The hotel stretched 680 ft along the Miami River's north bank. A veranda surrounded the hotel, about one-sixth of a mile in length. The hotel was described as "modern Colonial", with an air of "decorous opulence". There were 450 guest rooms and suites. The average guest room was twelve feet by eighteen feet, and 100 of the rooms had private baths. The main dining room would seat 500 guests. A second dining room was for maids and children. There were also private dining rooms. There were parlors, a billiards room, other game rooms, a 45 ft by 50 ft ballroom, and 100 dressing rooms at the swimming pool. The boiler room, electric plant, kitchens, laundry and ice-makers were in a separate building. The hotel had a staff of 300, including sixteen cooks.

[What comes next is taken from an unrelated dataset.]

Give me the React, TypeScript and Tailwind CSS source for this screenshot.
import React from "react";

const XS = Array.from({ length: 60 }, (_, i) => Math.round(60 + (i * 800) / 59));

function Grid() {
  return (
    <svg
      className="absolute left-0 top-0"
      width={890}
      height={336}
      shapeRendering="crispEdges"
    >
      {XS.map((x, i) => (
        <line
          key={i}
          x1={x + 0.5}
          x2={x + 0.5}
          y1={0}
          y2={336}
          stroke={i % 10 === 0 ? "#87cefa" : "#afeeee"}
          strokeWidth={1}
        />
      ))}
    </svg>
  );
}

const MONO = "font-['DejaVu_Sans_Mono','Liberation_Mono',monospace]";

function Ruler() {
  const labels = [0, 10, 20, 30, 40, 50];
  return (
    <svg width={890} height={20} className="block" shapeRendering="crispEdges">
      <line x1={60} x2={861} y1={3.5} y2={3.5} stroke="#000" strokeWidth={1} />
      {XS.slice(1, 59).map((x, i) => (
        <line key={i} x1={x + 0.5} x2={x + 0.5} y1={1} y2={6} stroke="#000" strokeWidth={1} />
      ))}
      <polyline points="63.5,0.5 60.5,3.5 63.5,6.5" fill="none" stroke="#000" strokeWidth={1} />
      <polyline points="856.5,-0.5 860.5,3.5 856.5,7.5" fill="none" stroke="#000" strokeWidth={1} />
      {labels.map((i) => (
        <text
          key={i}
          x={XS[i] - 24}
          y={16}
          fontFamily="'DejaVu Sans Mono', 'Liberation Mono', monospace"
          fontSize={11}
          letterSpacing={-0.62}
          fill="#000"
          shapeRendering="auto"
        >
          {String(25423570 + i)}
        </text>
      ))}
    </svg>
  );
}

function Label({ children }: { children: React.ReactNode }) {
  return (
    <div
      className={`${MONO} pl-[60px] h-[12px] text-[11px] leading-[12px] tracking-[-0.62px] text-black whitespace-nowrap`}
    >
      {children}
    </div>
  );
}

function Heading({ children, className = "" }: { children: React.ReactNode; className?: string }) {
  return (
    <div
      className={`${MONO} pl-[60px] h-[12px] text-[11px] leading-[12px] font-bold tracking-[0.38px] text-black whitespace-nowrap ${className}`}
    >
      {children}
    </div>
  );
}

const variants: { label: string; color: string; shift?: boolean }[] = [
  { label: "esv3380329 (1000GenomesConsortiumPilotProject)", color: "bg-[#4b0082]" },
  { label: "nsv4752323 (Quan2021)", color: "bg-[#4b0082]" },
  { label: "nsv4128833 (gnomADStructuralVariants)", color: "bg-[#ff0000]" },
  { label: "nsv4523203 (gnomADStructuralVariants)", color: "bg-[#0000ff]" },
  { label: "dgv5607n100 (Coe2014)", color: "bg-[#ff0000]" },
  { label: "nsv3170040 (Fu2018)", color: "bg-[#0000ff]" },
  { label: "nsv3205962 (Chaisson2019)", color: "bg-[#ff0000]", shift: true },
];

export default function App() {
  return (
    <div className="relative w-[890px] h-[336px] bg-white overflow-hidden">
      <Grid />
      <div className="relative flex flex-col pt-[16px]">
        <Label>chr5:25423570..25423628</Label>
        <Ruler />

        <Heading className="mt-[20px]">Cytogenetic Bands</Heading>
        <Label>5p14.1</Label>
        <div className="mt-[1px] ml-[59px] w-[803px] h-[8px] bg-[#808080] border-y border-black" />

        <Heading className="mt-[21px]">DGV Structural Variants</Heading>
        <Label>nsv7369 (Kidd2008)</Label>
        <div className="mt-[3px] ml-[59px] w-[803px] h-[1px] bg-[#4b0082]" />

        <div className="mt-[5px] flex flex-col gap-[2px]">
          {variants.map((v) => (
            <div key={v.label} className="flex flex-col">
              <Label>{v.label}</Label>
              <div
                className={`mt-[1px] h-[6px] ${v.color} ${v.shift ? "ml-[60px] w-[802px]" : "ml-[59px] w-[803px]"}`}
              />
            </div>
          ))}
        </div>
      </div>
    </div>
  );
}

Although, at the insistence of Julia Tuttle, a clause prohibiting the sale of alcoholic beverages had been included in all land deeds for the new city of Miami, the Royal Palm Hotel had an exemption to serve alcohol to its guests during the three months of the tourist season.

The construction of the Royal Palm brought many of the pioneers who would make Miami into a booming city.
John B. Reilly (first mayor), John Sewell (3rd mayor and developer) and E. G. Sewell (3-time mayor and promoter) would arrive in Miami in February of 1896 to work on the Royal Palm.